The company behind the Dakota Access Pipeline resumed digging trenches and laying pipe again in North Dakota on Tuesday, triggering a new phase in the fight to stop the pipeline project from going forward.
Energy Transfer Partners started working again just days after a federal appeals court ruling on Sunday allowed construction to resume within 20 miles of Lake Oahe on the Missouri River.
The pipeline has been criticized for its proposed route underneath the Missouri River in part because the Missouri River provides drinking water for 18 million people, and in part because of the climate impacts of the pipeline project.
But beyond that, this project threatens a number of the Standing Rock Sioux tribe's sacred sites, and Energy Transfer Partners has already callously destroyed a sacred tribal burial ground.
What's worse?
The company destroyed the sacred burial ground
JUST ONE DAY after the tribe had filed an emergency motion for a temporary restraining order to prevent the destruction of sacred sites.
For months - Energy Transfer Partners and the Standing Rock Sioux tribe have been locked in a legal fight over one section of the National Historic Preservation Act.

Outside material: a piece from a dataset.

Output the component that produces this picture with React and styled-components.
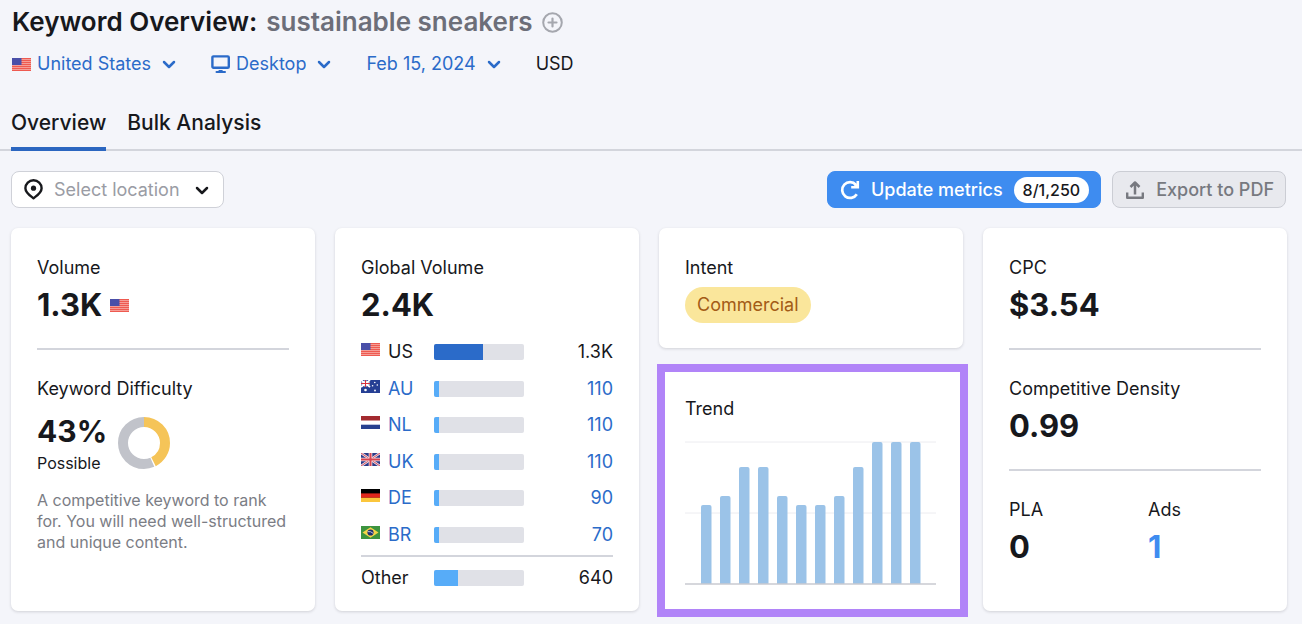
import React from 'react';
import styled, { createGlobalStyle } from 'styled-components';

const countries = [
  { code: 'US', value: '1.3K', share: 54, current: true },
  { code: 'AU', value: '110', share: 5 },
  { code: 'NL', value: '110', share: 5 },
  { code: 'UK', value: '110', share: 5 },
  { code: 'DE', value: '90', share: 5 },
  { code: 'BR', value: '70', share: 5 },
];

const trend = [79, 88, 117, 117, 88, 79, 79, 88, 117, 142, 142, 142];

const flags = {
  US: (
    <>
      <rect width="19" height="13" fill="#f7b5ae" />
      <path d="M0 .7h19M0 2.7h19M0 4.7h19M0 6.7h19M0 8.7h19M0 10.7h19M0 12.5h19" stroke="#ee5a50" strokeWidth="1.2" />
      <rect width="9.500" height="7" fill="#4a4fa8" />
    </>
  ),
  AU: (
    <>
      <rect width="19" height="13" fill="#253f94" />
      <path d="M0 0l9 7M9 0L0 7M4.5 0v7M0 3.5h9" stroke="#fff" strokeWidth="1.8" />
      <path d="M4.5 0v7M0 3.5h9" stroke="#d8323e" strokeWidth="1" />
      <circle cx="4.5" cy="10" r="1.3" fill="#fff" />
      <circle cx="13.8" cy="2.5" r=".8" fill="#fff" />
      <circle cx="11.6" cy="5.8" r=".8" fill="#fff" />
      <circle cx="16.3" cy="5" r=".8" fill="#fff" />
      <circle cx="14" cy="10.5" r=".9" fill="#fff" />
    </>
  ),
  NL: (
    <>
      <rect width="19" height="13" fill="#fff" />
      <rect width="19" height="4.5" fill="#a32a2f" />
      <rect y="8.7" width="19" height="4.3" fill="#27408f" />
    </>
  ),
  UK: (
    <>
      <rect width="19" height="13" fill="#2c3a87" />
      <path d="M0 0l19 13M19 0L0 13" stroke="#e9dfea" strokeWidth="2.4" />
      <path d="M0 0l19 13M19 0L0 13" stroke="#d8434f" strokeWidth=".9" />
      <path d="M9.5 0v13M0 6.5h19" stroke="#f3e6ea" strokeWidth="3.6" />
      <path d="M9.5 0v13M0 6.5h19" stroke="#d8434f" strokeWidth="2" />
    </>
  ),
  DE: (
    <>
      <rect width="19" height="13" fill="#000" />
      <rect y="4.4" width="19" height="4.4" fill="#e0261c" />
      <rect y="8.8" width="19" height="4.2" fill="#fbc63c" />
    </>
  ),
  BR: (
    <>
      <rect width="19" height="13" fill="#3d943f" />
      <path d="M9.5 1.2L17.5 6.5 9.5 11.8 1.5 6.5z" fill="#f5d548" />
      <circle cx="9.5" cy="6.5" r="3.1" fill="#20306f" />
      <path d="M6.8 5.6q3-.6 5.4 1.8" fill="none" stroke="#fff" strokeWidth=".7" />
    </>
  ),
};

const Flag = ({ code }) => (
  <FlagSvg viewBox="0 0 19 13" aria-hidden="true">
    {flags[code]}
  </FlagSvg>
);

const Chevron = () => (
  <Icon width="14" height="10" viewBox="0 0 14 10">
    <path d="M2 3l5 5 5-5" strokeWidth="2.5" />
  </Icon>
);

const MonitorIcon = () => (
  <Icon width="19" height="19" viewBox="0 0 19 19">
    <rect x="1.4" y="1.4" width="16.4" height="11.4" rx="1" strokeWidth="2.4" />
    <path d="M5.500 17h8.500" strokeWidth="2" />
    <path d="M9.6 15v2" strokeWidth="4" strokeLinecap="butt" />
  </Icon>
);

const PlusIcon = () => (
  <Icon width="21" height="21" viewBox="0 0 21 21">
    <circle cx="10.5" cy="10.5" r="9.3" strokeWidth="2" />
    <path d="M10.5 6.5v8M6.5 10.5h8" strokeWidth="2.2" />
  </Icon>
);

const PinIcon = () => (
  <Icon width="19" height="21" viewBox="0 0 19 21">
    <path d="M9.5 19.2C6 16.5 1.4 13.8 1.4 9.2a8.1 8 0 0 1 16.2 0c0 4.6-4.6 7.3-8.1 10z" strokeWidth="2.4" />
    <circle cx="9.5" cy="9.2" r="2.6" fill="currentColor" stroke="none" />
  </Icon>
);

const RefreshIcon = () => (
  <Icon width="20" height="20" viewBox="0 0 20 20">
    <path d="M16.8 14.2A7.9 7.9 0 1 1 16 4.8" strokeWidth="2.7" strokeLinecap="butt" />
    <path d="M17.8 1v6.2h-6.600" strokeWidth="2.6" strokeLinecap="butt" strokeLinejoin="miter" />
    <path d="M14.500 3.800l2.500 2.500" strokeWidth="2.6" strokeLinecap="butt" />
  </Icon>
);

const UploadIcon = () => (
  <Icon width="20" height="20" viewBox="0 0 20 20">
    <path d="M2.200 12.500v5.300h15.600v-5.300" strokeWidth="2.4" strokeLinecap="butt" />
    <path d="M10 14.500V3M5.500 7L10 2.500 14.500 7" strokeWidth="2.5" strokeLinecap="butt" />
  </Icon>
);

const Metric = ({ label, children }) => (
  <div>
    <Label>{label}</Label>
    <Value>{children}</Value>
  </div>
);

const TrendChart = () => (
  <Chart viewBox="0 0 252 144" role="img" aria-label="Search volume trend over 12 months">
    <path d="M0 1h251M0 72h251" stroke="#ececf0" strokeWidth="1" />
    {trend.map((height, index) => (
      <path
        key={index}
        d={`M${16 + index * 19} 143v-${height - 2}q0-2 2-2h6.5q2 0 2 2v${height - 2}z`}
        fill="#9bc3e8"
      />
    ))}
    <path d="M0 143h251" stroke="#c9cad0" strokeWidth="1.5" />
  </Chart>
);

const App = () => {
  return (
    <Page>
      <GlobalStyle />
      <Header>
        <Title>
          Keyword Overview: <Keyword>sustainable sneakers</Keyword>
          <AddButton type="button" aria-label="Add keyword">
            <PlusIcon />
          </AddButton>
        </Title>
        <Filters>
          <Filter>
            <Flag code="US" />
            <FilterSelect aria-label="Country">
              <option>United States</option>
            </FilterSelect>
            <Chevron />
          </Filter>
          <Filter>
            <MonitorIcon />
            <FilterSelect aria-label="Device">
              <option>Desktop</option>
              <option>Mobile</option>
            </FilterSelect>
            <Chevron />
          </Filter>
          <Filter>
            <FilterSelect aria-label="Date">
              <option>Feb 15, 2024</option>
            </FilterSelect>
            <Chevron />
          </Filter>
          <span>USD</span>
        </Filters>
      </Header>
      <Tabs>
        <Tab href="#overview" $active>Overview</Tab>
        <Tab href="#bulk">Bulk Analysis</Tab>
      </Tabs>
      <Toolbar>
        <LocationField>
          <PinIcon />
          <LocationSelect aria-label="Location">
            <option>Select location</option>
          </LocationSelect>
          <Chevron />
        </LocationField>
        <Actions>
          <Button type="button" $primary>
            <RefreshIcon />
            Update metrics
            <Counter>8/1,250</Counter>
          </Button>
          <Button type="button">
            <UploadIcon />
            Export to PDF
          </Button>
        </Actions>
      </Toolbar>
      <Cards>
        <Card>
          <Metric label="Volume">
            1.3K <Flag code="US" />
          </Metric>
          <Divider />
          <Label>Keyword Difficulty</Label>
          <Difficulty>
            <div>
              <Percent>43%</Percent>
              <Level>Possible</Level>
            </div>
            <Donut viewBox="0 0 52 52" aria-hidden="true">
              <circle cx="26" cy="26" r="21" pathLength="100" stroke="#f5c458" strokeDasharray="42.5 57.5" />
              <circle cx="26" cy="26" r="21" pathLength="100" stroke="#c1c3ca" strokeDasharray="56.5 43.5" strokeDashoffset="-43.5" />
            </Donut>
          </Difficulty>
          <Description>
            A competitive keyword to rank for. You will need well-structured and unique content.
          </Description>
        </Card>
        <Card>
          <Metric label="Global Volume">2.4K</Metric>
          <Table>
            <tbody>
              {countries.map((country) => (
                <CountryRow key={country.code} $current={country.current}>
                  <th scope="row">
                    <Country>
                      <Flag code={country.code} />
                      {country.current ? country.code : <a href={`#${country.code}`}>{country.code}</a>}
                    </Country>
                  </th>
                  <td>
                    <Track>
                      <Fill $current={country.current} style={{ width: `${country.share}%` }} />
                    </Track>
                  </td>
                  <td>{country.current ? country.value : <a href={`#${country.code}`}>{country.value}</a>}</td>
                </CountryRow>
              ))}
            </tbody>
            <tfoot>
              <OtherRow>
                <th scope="row">Other</th>
                <td>
                  <Track>
                    <Fill style={{ width: '27%' }} />
                  </Track>
                </td>
                <td>640</td>
              </OtherRow>
            </tfoot>
          </Table>
        </Card>
        <Column>
          <Card>
            <Metric label="Intent">
              <Badge>Commercial</Badge>
            </Metric>
          </Card>
          <HighlightedCard>
            <Label>Trend</Label>
            <TrendChart />
          </HighlightedCard>
        </Column>
        <Card>
          <Metric label="CPC">$3.54</Metric>
          <Divider />
          <Metric label="Competitive Density">0.99</Metric>
          <Divider />
          <Pair>
            <Metric label="PLA">0</Metric>
            <Metric label="Ads">
              <a href="#ads">1</a>
            </Metric>
          </Pair>
        </Card>
      </Cards>
    </Page>
  );
};

const GlobalStyle = createGlobalStyle`
  * {
    box-sizing: border-box;
  }

  body {
    margin: 0;
    background: #f4f5fa;
    color: #17181c;
    font-family: Inter, 'Liberation Sans', sans-serif;
    font-size: 18px;
    line-height: 24px;
  }

  button,
  select {
    font: inherit;
    color: inherit;
  }

  a {
    color: inherit;
    text-decoration: none;
  }
`;

const Page = styled.main`
  padding-bottom: 12px;
`;

const Header = styled.header`
  padding: 6px 16px 0 12px;
`;

const Title = styled.h1`
  display: flex;
  align-items: center;
  gap: 9px;
  margin: 0;
  font-size: 26px;
  font-weight: 600;
  line-height: 32px;
`;

const Keyword = styled.span`
  color: #6c6e79;
`;

const AddButton = styled.button`
  display: flex;
  padding: 0;
  border: 0;
  background: none;
  color: #a5a7ae;
`;

const Icon = styled.svg`
  flex: none;
  fill: none;
  stroke: currentColor;
  stroke-linecap: round;
  stroke-linejoin: round;
`;

const FlagSvg = styled.svg`
  flex: none;
  width: 19px;
  height: 13px;
`;

const Filters = styled.div`
  display: flex;
  align-items: center;
  gap: 35px;
  margin-top: 14px;
`;

const Filter = styled.div`
  display: flex;
  align-items: center;
  gap: 6px;
  color: #2b6bc9;
`;

const BareSelect = styled.select`
  appearance: none;
  field-sizing: content;
  padding: 0;
  border: 0;
  background: none;
  outline: none;
`;

const FilterSelect = styled(BareSelect)`
  margin-right: 5px;
`;

const Tabs = styled.nav`
  display: flex;
  gap: 21px;
  margin-top: 35px;
  padding-left: 11px;
  box-shadow: inset 0 -2px #d3d5dc;
`;

const Tab = styled.a`
  padding-bottom: 12px;
  border-bottom: 4px solid ${({ $active }) => ($active ? '#2b66c0' : 'transparent')};
  font-size: 21px;
  font-weight: 500;
`;

const Toolbar = styled.div`
  display: flex;
  justify-content: space-between;
  padding: 20px 16px 20px 11px;
`;

const LocationField = styled.div`
  display: flex;
  align-items: center;
  height: 37px;
  padding: 0 14px 0 12px;
  border: 1px solid #cfd1d8;
  border-radius: 8px;
  background: #fff;
`;

const LocationSelect = styled(BareSelect)`
  margin: 0 15px 0 11px;
  color: #9a9ca4;
`;

const Actions = styled.div`
  display: flex;
  gap: 11px;
`;

const Button = styled.button`
  display: flex;
  align-items: center;
  gap: 11px;
  height: 37px;
  padding: 0 11px 0 12px;
  border: 1px solid ${({ $primary }) => ($primary ? '#3e8cf0' : '#cbcdd4')};
  border-radius: 8px;
  background: ${({ $primary }) => ($primary ? '#3e8cf0' : '#e8e9ee')};
  color: ${({ $primary }) => ($primary ? '#fff' : '#777980')};
  font-weight: 500;
`;

const Counter = styled.span`
  padding: 1px 9px;
  border-radius: 13px;
  background: #fff;
  color: #17181c;
  font-size: 16px;
`;

const Cards = styled.div`
  display: grid;
  grid-template-columns: repeat(4, 1fr);
  gap: 20px;
  padding: 0 15px 0 11px;
`;

const Column = styled.div`
  display: grid;
  grid-template-rows: auto 1fr;
  gap: 21px;
`;

const Card = styled.section`
  padding: 28px 26px 23px;
  border-radius: 7px;
  background: #fff;
  box-shadow: 0 1px 3px rgba(25, 27, 35, 0.16);
`;

const HighlightedCard = styled(Card)`
  position: relative;

  &::after {
    content: '';
    position: absolute;
    inset: -5px -5px -6px -2px;
    border: 8px solid #b184f8;
    pointer-events: none;
  }
`;

const Label = styled.div`
  font-size: 18px;
`;

const Value = styled.div`
  display: flex;
  align-items: center;
  gap: 8px;
  height: 40px;
  margin-top: 5px;
  font-size: 31px;
  font-weight: 700;

  a {
    color: #3e8cf0;
  }
`;

const Divider = styled.hr`
  height: 2px;
  margin: 23px 0 27px;
  border: 0;
  background: #d3d5dc;
`;

const Difficulty = styled.div`
  display: flex;
  align-items: center;
  gap: 11px;
  margin-top: 10px;
`;

const Percent = styled.div`
  font-size: 30px;
  font-weight: 700;
  line-height: 40px;
`;

const Level = styled.div`
  font-size: 16px;
`;

const Donut = styled.svg`
  width: 52px;
  height: 52px;
  fill: none;
  stroke-width: 10px;
  transform: rotate(-90deg);
`;

const Description = styled.p`
  margin: 15px 0 0;
  color: #7b7d85;
  font-size: 16px;
  line-height: 21px;
`;

const Table = styled.table`
  width: 100%;
  margin-top: 9px;
  border-spacing: 0;

  th,
  td {
    padding: 0;
    font-weight: 400;
    text-align: left;
  }

  th {
    width: 73px;
  }

  td:last-child {
    text-align: right;
  }
`;

const CountryRow = styled.tr`
  height: 36px;
  color: ${({ $current }) => ($current ? '#17181c' : '#2b6bc9')};

  &:nth-child(even) {
    height: 37px;
  }

  &:last-child {
    height: 39px;
  }

  &:last-child > * {
    padding-bottom: 2px;
  }
`;

const Country = styled.div`
  display: flex;
  align-items: center;
  gap: 8px;

  svg {
    margin-bottom: 5px;
  }
`;

const Track = styled.div`
  width: 90px;
  height: 16px;
  border-radius: 2px;
  background: #e0e1e7;
  overflow: hidden;
`;

const Fill = styled.div`
  height: 100%;
  background: ${({ $current }) => ($current ? '#2b6bc9' : '#57acf8')};
`;

const OtherRow = styled.tr`
  th,
  td {
    padding-top: 11px;
    border-top: 2px solid #d3d5dc;
    line-height: 20px;
  }
`;

const Badge = styled.span`
  padding: 6px 12px;
  border-radius: 18px;
  background: #fae69b;
  color: #a35b16;
  font-size: 18px;
  font-weight: 400;
`;

const Chart = styled.svg`
  display: block;
  width: 100%;
  margin-top: 20px;
`;

const Pair = styled.div`
  display: grid;
  grid-template-columns: 139px 1fr;
`;

export default App;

But while the lawsuit proceeds, Energy Transfer Partners has shown that they will use any trick in the book to get this pipeline built, no matter what sacred lands are destroyed in the process.
Chip Colwell at the
Guardian raises an interesting question though: "What if nature, like corporations, had the rights of a person?"
I wrote in my book Unequal Protection about the history of the 14th amendment and how the courts have twisted the amendment's words to recognize corporations like Hobby Lobby, Chik-Fil-A, Enron, and yes, Energy Transfer Partners, as "legal persons" protected under the U.S. Constitution.
So if we're fine with saying that Hobby Lobby can be a "Christian person" - even if they aren't a human and can't be baptized - why aren't natural monuments and nature itself protected as persons under the US Constitution?
It sounds radical, but we wouldn't be the first country to do so.
In 2014 the government of New Zealand set a stunning legal precedent when it passed the "Te Urewera Act," which grants the legal protections of a person to 821-square miles of forest that the Tuhoe people consider sacred.